Nella bibbia non c'è l'angoscia della morte perché in contrasto con il nostro desiderio di vivere in eterno. Il desiderio di immortalità potrebbe essere un fatto culturale, o una proiezione del subconscio.
La risurrezione nel Nuovo Testamento non si fonda sul nostro desiderio di immortalità, ma sulla promessa di Dio, sulla speranza che l'ingiustizia non possa essere l'ultima parola della realtà.
La morte a cui dobbiamo ribellarci è quella che è frutto della nostra cattiva soggettività, sono le carenze dei poveri. Invece che la vita abbia un termine non deve essere legato al peccato, alla maledizione.
Bisogna ricuperare nella visione biblico-cristiana la positività della morte della visione organica, come un passare la fiaccola,espressione di un ordine generale.

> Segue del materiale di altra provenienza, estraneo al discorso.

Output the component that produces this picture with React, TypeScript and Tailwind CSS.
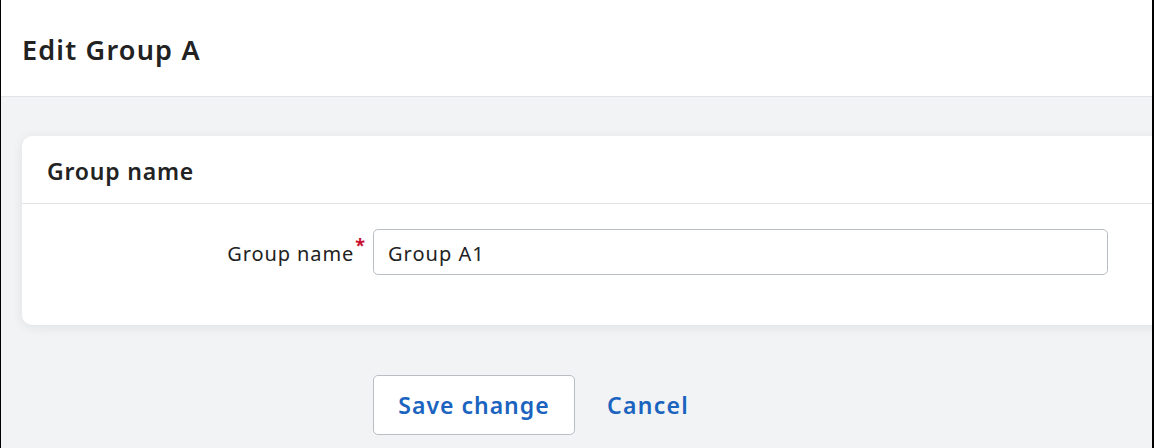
import React from "react";

export default function App() {
  return (
    <div
      className="w-[1154px] h-[448px] overflow-hidden bg-[#f2f3f5] border-l border-r-2 border-black text-[#222]"
      style={{ fontFamily: "'Noto Sans', sans-serif" }}
    >
      <div className="h-[97px] bg-white border-b border-[#e1e3e6] flex items-center pl-[21px]">
        <h1 className="text-[27px] font-semibold leading-none tracking-[1.2px] mt-[2px]">Edit Group A</h1>
      </div>
      <div className="pt-[39px] pl-[21px]">
        <div className="w-[1200px] bg-white rounded-l-[10px] shadow-[0_2px_12px_rgba(0,0,0,0.08)]">
          <div className="h-[68px] border-b border-[#e1e3e6] flex items-center pl-[25px]">
            <h2 className="text-[23px] font-semibold leading-none tracking-[0.8px] mt-[3px]">Group name</h2>
          </div>
          <div className="pt-[25px] pb-[50px] flex items-center">
            <div className="w-[343px] flex justify-end items-center mt-[3px]">
              <label className="text-[20px] leading-none tracking-[0.9px]">Group name</label>
              <span className="text-[#c8102e] text-[18px] font-bold leading-none self-start -mt-[8px] ml-[1px]">*</span>
            </div>
            <input
              className="ml-[8px] w-[735px] h-[46px] border border-[#b9bec4] rounded-[5px] px-[14px] pt-[3px] text-[20px] tracking-[1px] text-[#222] outline-none"
              style={{ fontFamily: "'Noto Sans', sans-serif" }}
              defaultValue="Group A1"
            />
          </div>
        </div>
        <div className="mt-[50px] pl-[351px] flex items-center">
          <button className="w-[202px] h-[60px] pt-[1px] bg-white border border-[#b9bec4] rounded-[5px] text-[23px] font-semibold tracking-[1px] text-[#1a63bf]">
            Save change
          </button>
          <button className="ml-[32px] pt-[1px] text-[23px] font-semibold tracking-[1.3px] text-[#1a63bf]">Cancel</button>
        </div>
      </div>
    </div>
  );
}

Questo ordine interno alle cose nella visione biblica è mantenuto, all'interno dell'idea di creazione. È la morte serena in quanto è un giungere a maturazione della vita.
Ritrovare il senso positivo della morte significa ritrovare la bellezza della vita. Dobbiamo ricuperare la positività della finitezza, l'idea che nel disegno di Dio una gioia che finisce non è una gioia vana, vuota. È vana quella gioia che cerco di arraffare, non quella che accolgo per colmare la mia vita.
Nella disattenzione verso la ricchezza di senso delle cose della vita c'è una specie di arroganza. Il richiamo a pensare la morte come misura colma della vita è richiamo ad accettare positivamente il senso della nostra finitezza.

la morte violenta

Non è escluso che si debba bere il calice della morte amara come Gesù, ma dobbiamo pensare che a noi sia risparmiato (se possibile). Si deve sdrammatizzare l'agone degli ultimi momenti: tutta la nostra vita è questo agone. Il vero luogo del giudizio sarà non davanti alla morte, ma davanti ai fratelli.

sorella morte

Tra l'assoluta dipendenza dalla morte propria del passato e l'attuale controllo sulla morte (che mi do quando voglio io) c'è la francescana sorella morte, né padrona, né schiava. Ed io rispetto alla morte non sono né padrone né schiavo.
Tutto ciò che dà all'uomo una relativa emancipazione dalla durezza e dalla fatalità del morire è cosa buona. Privo di senso è tentare di tirare avanti a tutti i costi.

aiutare a morire gli uomini da uomini

Bisogna premurarsi di procurare tutto ciò che può dare il senso della serenità della vita, aiutando a morire gli uomini da uomini.
In conclusione, cerchiamo per noi e per gli altri una morte dal volto umano, perché questa è la morte che trova il volto di Dio.